Het abijdpark is in te delen in 2 zones, van elkaar gescheiden door de middeleeuwse stadsomwalling.
Binnen het middeleeuwse areaal van de abdij, werden bij de werken oppervlakkig en op verspreide locaties aan de abdij te linken sporen aangesneden.
Het gaat vooral om enkele muren van de abdijgebouwen en verschillende lagen die waarschijnlijk te maken hebben met de sloop van de abdijgebouwen en de aanleg van het park. Het kennispotentieel ligt voornamelijk in de zone binnen de middeleeuwse stadsmuur.

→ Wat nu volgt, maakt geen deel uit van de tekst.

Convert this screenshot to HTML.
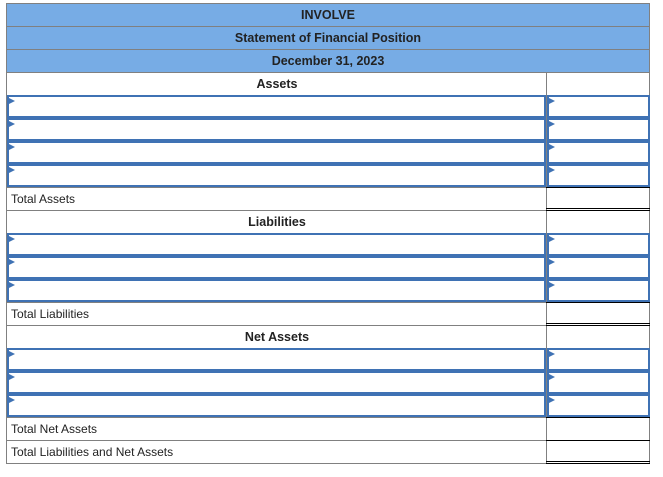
<!DOCTYPE html>
<html><head><style>
body{margin:0;background:#fff;width:663px;height:477px;position:relative;overflow:hidden;font-family:"Liberation Sans",Arial,sans-serif;font-size:12px;color:#222}
.r{position:absolute;left:6px;width:644px;height:23px;border:1px solid #808080;border-bottom:none;box-sizing:border-box}
.h{background:#77ace5;text-align:center;font-weight:bold;line-height:22px;font-size:12.5px}
.d{position:absolute;left:539px;top:0;bottom:0;width:1px;background:#808080}
.sec{text-align:center;font-weight:bold;line-height:22px;font-size:12.5px;width:540px;position:absolute;left:0}
.lab{position:absolute;left:4px;top:0;line-height:23px}
.in{position:absolute;border:2px solid #3f72b4;box-sizing:border-box}
.tri{position:absolute;left:0;top:1px;width:0;height:0;border-left:6px solid #3f72b4;border-top:3px solid transparent;border-bottom:3px solid transparent}
.bl{position:absolute;left:546px;width:104px;height:1px;background:#000}
</style></head><body>
<div class="r h" style="top:3px">INVOLVE</div>
<div class="r h" style="top:26px">Statement of Financial Position</div>
<div class="r h" style="top:49px">December 31, 2023</div>
<div class="r" style="top:72px"><div class="sec">Assets</div><div class="d"></div></div>
<div class="r" style="top:95px"><div class="d"></div></div>
<div class="r" style="top:118px"><div class="d"></div></div>
<div class="r" style="top:141px"><div class="d"></div></div>
<div class="r" style="top:164px"><div class="d"></div></div>
<div class="r" style="top:187px"><div class="lab">Total Assets</div><div class="d"></div></div>
<div class="r" style="top:210px"><div class="sec">Liabilities</div><div class="d"></div></div>
<div class="r" style="top:233px"><div class="d"></div></div>
<div class="r" style="top:256px"><div class="d"></div></div>
<div class="r" style="top:279px"><div class="d"></div></div>
<div class="r" style="top:302px"><div class="lab">Total Liabilities</div><div class="d"></div></div>
<div class="r" style="top:325px"><div class="sec">Net Assets</div><div class="d"></div></div>
<div class="r" style="top:348px"><div class="d"></div></div>
<div class="r" style="top:371px"><div class="d"></div></div>
<div class="r" style="top:394px"><div class="d"></div></div>
<div class="r" style="top:417px"><div class="lab">Total Net Assets</div><div class="d"></div></div>
<div class="r" style="top:440px;height:24px;border-bottom:1px solid #808080"><div class="lab">Total Liabilities and Net Assets</div><div class="d"></div></div>

<div class="in" style="left:7px;top:95px;width:539px;height:23px"><div class="tri"></div></div>
<div class="in" style="left:547px;top:95px;width:103px;height:23px"><div class="tri"></div></div>
<div class="in" style="left:7px;top:118px;width:539px;height:23px"><div class="tri"></div></div>
<div class="in" style="left:547px;top:118px;width:103px;height:23px"><div class="tri"></div></div>
<div class="in" style="left:7px;top:141px;width:539px;height:23px"><div class="tri"></div></div>
<div class="in" style="left:547px;top:141px;width:103px;height:23px"><div class="tri"></div></div>
<div class="in" style="left:7px;top:164px;width:539px;height:23px"><div class="tri"></div></div>
<div class="in" style="left:547px;top:164px;width:103px;height:23px"><div class="tri"></div></div>

<div class="in" style="left:7px;top:233px;width:539px;height:23px"><div class="tri"></div></div>
<div class="in" style="left:547px;top:233px;width:103px;height:23px"><div class="tri"></div></div>
<div class="in" style="left:7px;top:256px;width:539px;height:23px"><div class="tri"></div></div>
<div class="in" style="left:547px;top:256px;width:103px;height:23px"><div class="tri"></div></div>
<div class="in" style="left:7px;top:279px;width:539px;height:23px"><div class="tri"></div></div>
<div class="in" style="left:547px;top:279px;width:103px;height:23px"><div class="tri"></div></div>

<div class="in" style="left:7px;top:348px;width:539px;height:23px"><div class="tri"></div></div>
<div class="in" style="left:547px;top:348px;width:103px;height:23px"><div class="tri"></div></div>
<div class="in" style="left:7px;top:371px;width:539px;height:23px"><div class="tri"></div></div>
<div class="in" style="left:547px;top:371px;width:103px;height:23px"><div class="tri"></div></div>
<div class="in" style="left:7px;top:394px;width:539px;height:23px"><div class="tri"></div></div>
<div class="in" style="left:547px;top:394px;width:103px;height:23px"><div class="tri"></div></div>

<div class="bl" style="top:187px"></div>
<div class="bl" style="top:208px"></div>
<div class="bl" style="top:210px"></div>
<div class="bl" style="top:302px"></div>
<div class="bl" style="top:323px"></div>
<div class="bl" style="top:325px"></div>
<div class="bl" style="top:417px"></div>
<div class="bl" style="top:440px"></div>
<div class="bl" style="top:461px"></div>
<div class="bl" style="top:463px"></div>
</body></html>
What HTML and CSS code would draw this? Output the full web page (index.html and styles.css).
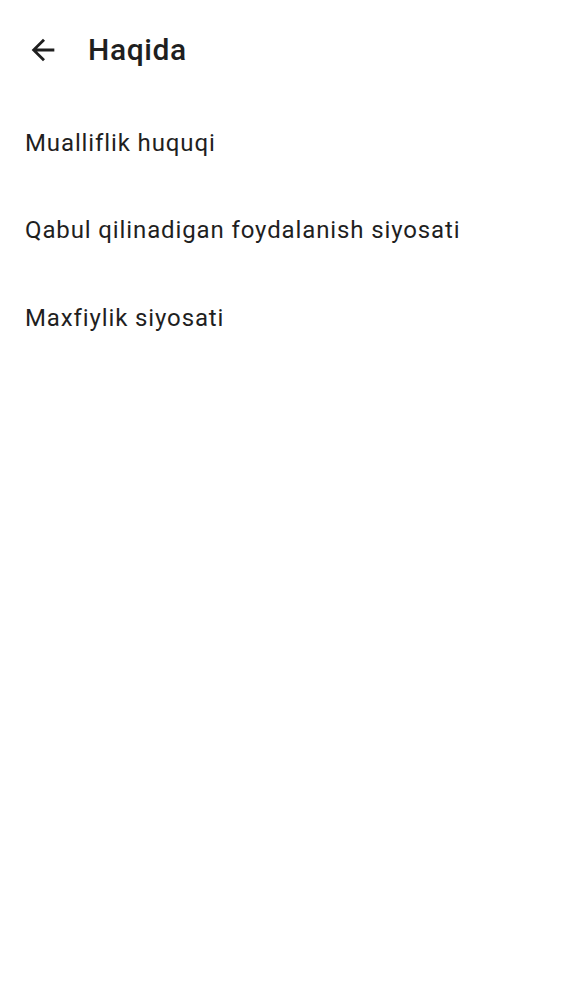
FILE: index.html
```html
<!DOCTYPE html>
<html>
<head>
<meta charset="utf-8">
<link rel="stylesheet" href="styles.css">
</head>
<body>
<header class="bar">
  <button class="back" aria-label="Back">
    <svg viewBox="0 0 24 24" width="34" height="34"><path d="M20 11H7.83l5.59-5.59L12 4l-8 8 8 8 1.41-1.41L7.83 13H20v-2z" fill="#1f1f1f"/></svg>
  </button>
  <h1 class="title">Haqida</h1>
</header>
<ul class="list">
  <li class="item">Mualliflik huquqi</li>
  <li class="item">Qabul qilinadigan foydalanish siyosati</li>
  <li class="item">Maxfiylik siyosati</li>
</ul>
</body>
</html>
```
FILE: styles.css
```css
html, body {
  margin: 0;
  padding: 0;
  background: #ffffff;
  font-family: Roboto, "Noto Sans", sans-serif;
  color: #1f1f1f;
}
.bar {
  display: flex;
  align-items: center;
  height: 100px;
}
.back {
  border: 0;
  background: none;
  padding: 0;
  margin-left: 26px;
  width: 34px;
  height: 34px;
  display: flex;
}
.title {
  margin: 0 0 0 28px;
  font-size: 30px;
  font-weight: 500;
  line-height: 36px;
  letter-spacing: 0.6px;
}
.list {
  list-style: none;
  margin: -1px 0 0;
  padding: 0;
}
.item {
  padding: 0 25px;
  height: 87.5px;
  display: flex;
  align-items: center;
  font-size: 24px;
  letter-spacing: 0.88px;
}
```
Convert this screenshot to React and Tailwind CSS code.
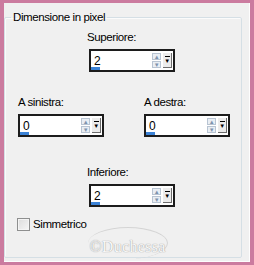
import React from 'react';

function SpinBox({ value }) {
  return (
    <div className="relative flex h-[23px] w-[86px] items-center border-2 border-[#1c1c1c] bg-white">
      <span className="flex-1 pl-[3px] text-[12px] leading-none text-black">{value}</span>
      <div className="flex flex-col gap-px">
        <span className="flex h-[7px] w-[9px] items-center justify-center border border-[#b8c4d2] bg-[#e9eef4] text-[6px] leading-none text-[#7f93ad]">▲</span>
        <span className="flex h-[7px] w-[9px] items-center justify-center border border-[#b8c4d2] bg-[#e9eef4] text-[6px] leading-none text-[#7f93ad]">▼</span>
      </div>
      <div className="ml-[2px] mr-[1px] flex h-[15px] w-[9px] flex-col items-center justify-center border-b border-r border-[#6d6d6d] bg-[#ececec]">
        <span className="h-px w-[5px] bg-black" />
        <span className="mt-px text-[6px] leading-none text-black">▼</span>
      </div>
      <span className="absolute bottom-0 left-0 h-[3px] w-[9px] bg-[#3b82d6]" />
    </div>
  );
}

export default function App() {
  return (
    <div
      className="h-[265px] w-[254px] border-b-[3px] border-l-[4px] border-r-[4px] border-t-[3px] border-[#cb7b9f] bg-[#f0f0f0] text-[11.5px] tracking-[-0.4px] text-black"
      style={{ fontFamily: '"Liberation Sans", Arial, sans-serif' }}
    >
      <div className="h-full w-full border-b border-r border-[#fdfdfd] pt-[7px]">
        <fieldset className="relative h-[248px] w-[238px] rounded-[2px] border border-[#d5dfe5] p-0 shadow-[inset_1px_1px_0_#fbfbfb]">
          <legend className="ml-[6px] px-[2px] leading-[14px]">Dimensione in pixel</legend>
          <div className="flex flex-col">
            <div className="flex flex-col pl-[84px] pt-[6px]">
              <span className="-ml-[2px] leading-[14px]">Superiore:</span>
              <div className="mt-[5px]">
                <SpinBox value="2" />
              </div>
            </div>
            <div className="mt-[23px] flex gap-[40px] pl-[13px]">
              <div className="flex flex-col">
                <span className="leading-[14px]">A sinistra:</span>
                <div className="mt-[5px]">
                  <SpinBox value="0" />
                </div>
              </div>
              <div className="flex flex-col">
                <span className="leading-[14px]">A destra:</span>
                <div className="mt-[5px]">
                  <SpinBox value="0" />
                </div>
              </div>
            </div>
            <div className="mt-[28px] flex flex-col pl-[84px]">
              <span className="-ml-[2px] leading-[14px]">Inferiore:</span>
              <div className="mt-[5px]">
                <SpinBox value="2" />
              </div>
            </div>
            <label className="mt-[10px] flex items-center gap-[3px] pl-[12px]">
              <span className="h-[13px] w-[13px] border border-[#8e8f8f] bg-gradient-to-br from-[#dcdcdc] to-[#f6f6f6] shadow-[inset_0_0_0_1px_#f4f4f4]" />
              <span className="leading-[14px]">Simmetrico</span>
            </label>
          </div>
          <div
            className="pointer-events-none absolute left-[83px] top-[203px] flex h-[32px] w-[80px] items-center justify-center rounded-[50%] border-r border-t border-[#d4d4d4] pt-[6px] text-[16px] tracking-[0.3px] text-[#f8f8f8]"
            style={{ fontFamily: '"Liberation Serif", serif', textShadow: '0 0 1px #a0a0a0, 0 0 1px #b0b0b0' }}
          >
            ©Duchessa
          </div>
        </fieldset>
      </div>
    </div>
  );
}
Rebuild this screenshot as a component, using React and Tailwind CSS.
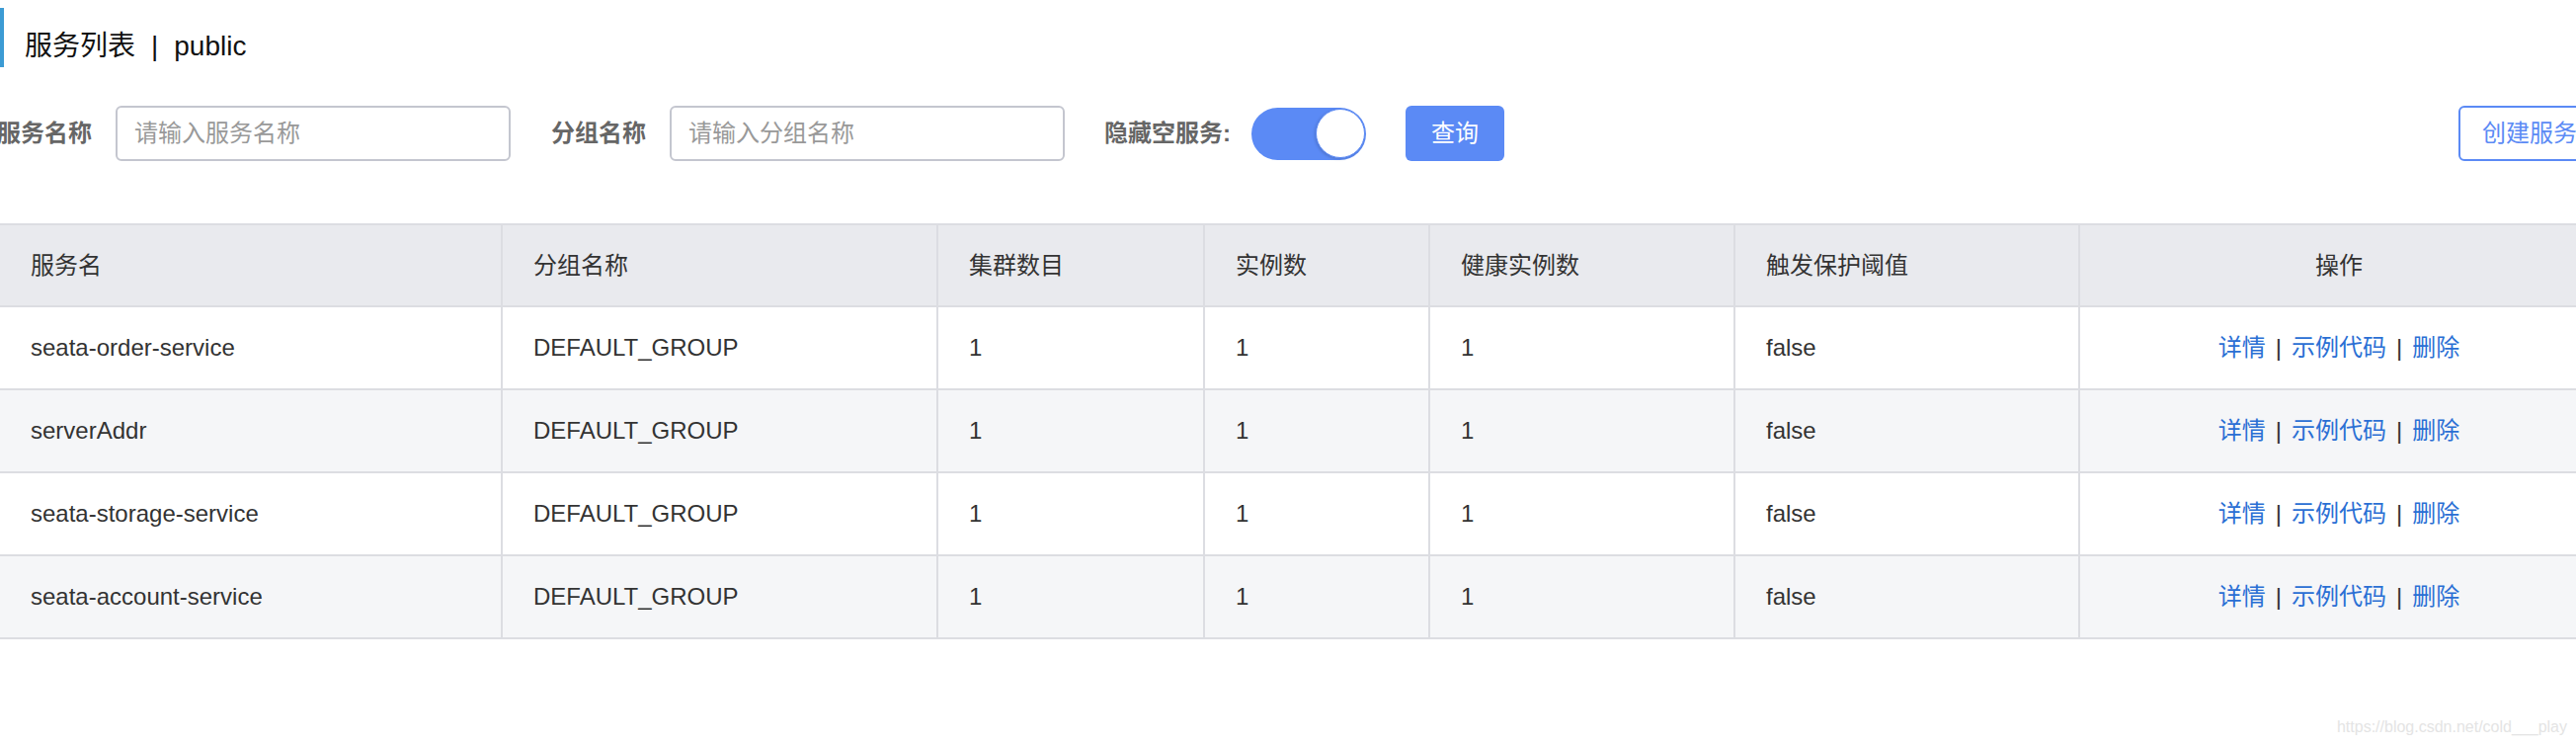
import React from 'react';

const rows = [
  { name: 'seata-order-service', group: 'DEFAULT_GROUP', clusters: 1, instances: 1, healthy: 1, threshold: 'false' },
  { name: 'serverAddr', group: 'DEFAULT_GROUP', clusters: 1, instances: 1, healthy: 1, threshold: 'false' },
  { name: 'seata-storage-service', group: 'DEFAULT_GROUP', clusters: 1, instances: 1, healthy: 1, threshold: 'false' },
  { name: 'seata-account-service', group: 'DEFAULT_GROUP', clusters: 1, instances: 1, healthy: 1, threshold: 'false' },
];

const gridCols = 'grid grid-cols-[509px_441px_270px_228px_309px_349px_524px]';
const cell = 'flex items-center pl-[31px] border-r-2 border-[#dcdde2]';

function SearchField({ label, placeholder, className = '' }) {
  return (
    <div className={`flex items-center ${className}`}>
      <span className="text-[24px] font-bold text-[#666] leading-none">{label}</span>
      <input
        className="ml-[24px] w-[400px] h-[56px] rounded-[6px] border-2 border-[#c4c6cf] px-[17px] text-[24px] text-[#333] placeholder:text-[#999] outline-none"
        placeholder={placeholder}
      />
    </div>
  );
}

export default function App() {
  return (
    <div className="relative w-[2608px] h-[756px] overflow-hidden bg-white font-['Liberation_Sans','Noto_Sans_CJK_SC',sans-serif] text-[#333]">
      {/* title */}
      <div className="mt-[8px] h-[60px] border-l-4 border-[#3c9bd4] pl-[21px] pt-[18px] flex items-center text-[28px] text-[#111]">
        服务列表<span className="mx-[16px]">|</span>public
      </div>

      {/* filters */}
      <div className="mt-[39px] w-[2636px] -ml-[3px] flex items-center">
        <SearchField label="服务名称" placeholder="请输入服务名称" />
        <SearchField label="分组名称" placeholder="请输入分组名称" className="ml-[41px]" />
        <span className="ml-[40px] text-[24px] font-bold text-[#666] leading-none">隐藏空服务:</span>
        <div className="ml-[21px] w-[116px] h-[53px] rounded-full bg-[#5b8af5] flex items-center justify-end pr-[1px]">
          <div className="w-[50px] h-[50px] rounded-full bg-white border border-[#5b8af5] shadow-[-1px_1px_3px_rgba(0,0,0,0.15)]" />
        </div>
        <button className="ml-[40px] w-[100px] h-[56px] rounded-[6px] bg-[#5b8af5] text-white text-[24px]">查询</button>
        <button className="ml-auto h-[56px] px-[22px] rounded-[6px] border-2 border-[#5b8af5] text-[#5b8af5] text-[24px] whitespace-nowrap">创建服务</button>
      </div>

      {/* table */}
      <div className="mt-[63px] w-[2630px] border-t-2 border-[#dcdde2] text-[24px]">
        <div className={`${gridCols} h-[83px] bg-[#e9eaee] border-b-2 border-[#dcdde2] text-[#333]`}>
          <div className={cell}>服务名</div>
          <div className={cell}>分组名称</div>
          <div className={cell}>集群数目</div>
          <div className={cell}>实例数</div>
          <div className={cell}>健康实例数</div>
          <div className={cell}>触发保护阈值</div>
          <div className="flex items-center justify-center">操作</div>
        </div>
        {rows.map((r, i) => (
          <div
            key={r.name}
            className={`${gridCols} h-[84px] border-b-2 border-[#dcdde2] ${i % 2 === 1 ? 'bg-[#f5f6f8]' : 'bg-white'}`}
          >
            <div className={cell}>{r.name}</div>
            <div className={cell}>{r.group}</div>
            <div className={cell}>{r.clusters}</div>
            <div className={cell}>{r.instances}</div>
            <div className={cell}>{r.healthy}</div>
            <div className={cell}>{r.threshold}</div>
            <div className="flex items-center justify-center">
              <a className="text-[#2a6fd4] cursor-pointer">详情</a>
              <span className="mx-[10px] text-[#333]">|</span>
              <a className="text-[#2a6fd4] cursor-pointer">示例代码</a>
              <span className="mx-[10px] text-[#333]">|</span>
              <a className="text-[#2a6fd4] cursor-pointer">删除</a>
            </div>
          </div>
        ))}
      </div>

      {/* watermark */}
      <div className="absolute right-[9px] bottom-[8px] text-[16px] text-[#e4e4e4]">https://blog.csdn.net/cold___play</div>
    </div>
  );
}
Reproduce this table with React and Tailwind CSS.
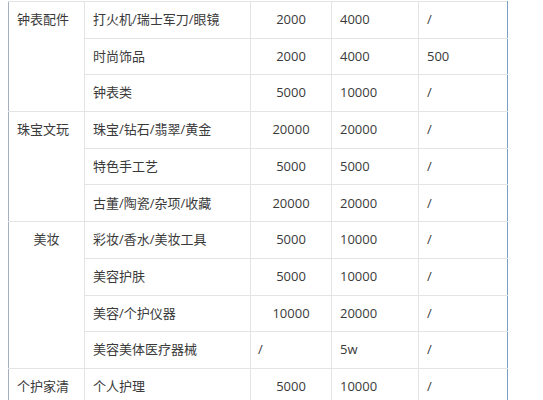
import React from "react";

const rows = [
  { g: "钟表配件", span: 3, name: "打火机/瑞士军刀/眼镜", a: "2000", b: "4000", c: "/" },
  { name: "时尚饰品", a: "2000", b: "4000", c: "500" },
  { name: "钟表类", a: "5000", b: "10000", c: "/" },
  { g: "珠宝文玩", span: 3, name: "珠宝/钻石/翡翠/黄金", a: "20000", b: "20000", c: "/" },
  { name: "特色手工艺", a: "5000", b: "5000", c: "/" },
  { name: "古董/陶瓷/杂项/收藏", a: "20000", b: "20000", c: "/" },
  { g: "美妆", span: 4, center: true, name: "彩妆/香水/美妆工具", a: "5000", b: "10000", c: "/" },
  { name: "美容护肤", a: "5000", b: "10000", c: "/" },
  { name: "美容/个护仪器", a: "10000", b: "20000", c: "/" },
  { name: "美容美体医疗器械", a: "/", aLeft: true, b: "5w", c: "/" },
  { g: "个护家清", span: 1, name: "个人护理", a: "5000", b: "10000", c: "/" },
];

export default function App() {
  return (
    <div
      className="w-[543px] h-[400px] overflow-hidden bg-white pl-[8px] pt-[1px] text-[13px] text-[#3a3a3a]"
      style={{ fontFamily: '"Open Sans", "Noto Sans CJK SC", sans-serif' }}
    >
      <table className="border-collapse table-fixed w-[499px] border-l border-l-[#a4b0bd] border-r border-r-[#7f9fc2]">
        <colgroup>
          <col className="w-[76px]" />
          <col className="w-[166px]" />
          <col className="w-[81px]" />
          <col className="w-[87px]" />
          <col className="w-[89px]" />
        </colgroup>
        <tbody>
          {rows.map((r, i) => (
            <tr key={i} className="h-[36.7px]">
              {r.g && (
                <td
                  rowSpan={r.span}
                  className={`border border-[#e4e4e4] border-l-[#a4b0bd] align-top pt-[8px] ${r.center ? "text-center" : "pl-[8px]"}`}
                >
                  {r.g}
                </td>
              )}
              <td className="border border-[#e4e4e4] pl-[8px]">{r.name}</td>
              <td className={`border border-[#e4e4e4] ${r.aLeft ? "pl-[7px] text-left" : "text-center"}`}>{r.a}</td>
              <td className="border border-[#e4e4e4] pl-[8px]">{r.b}</td>
              <td className="border border-[#e4e4e4] border-r-[#7f9fc2] pl-[8px]">{r.c}</td>
            </tr>
          ))}
        </tbody>
      </table>
    </div>
  );
}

In de zone buiten de stadsomwalling werd geen relevant archeologisch niveau aangetroffen. Dit deel was in gebruik als abdijtuin in de 17de en 18de eeuw.
Gezien het beperkte ruimtelijke inzicht en de aanwezige verstoringen was het niet eenvoudig om de relatie tussen muurresten vast te stellen. De soms zeer variabele graad van bewaring en diepte van de archeologische niveaus bleek duidelijk uit het archeologisch onderzoek.
De aard van de werken en het bijhorend archeologisch onderzoek zorgden ervoor dat enkel een registratie van het bovenste archeologisch niveau gebeurde. Een stratigrafische opgraving was binnen dit kader niet mogelijk noch wenselijk. Er zijn dan ook weinig daterende elementen voorhanden.
Aan de hand van dit onderzoek werd op enkele cruciale ‘puntlocaties’ een beeld verkregen op de aanwezigheid en bewaring van de abdij.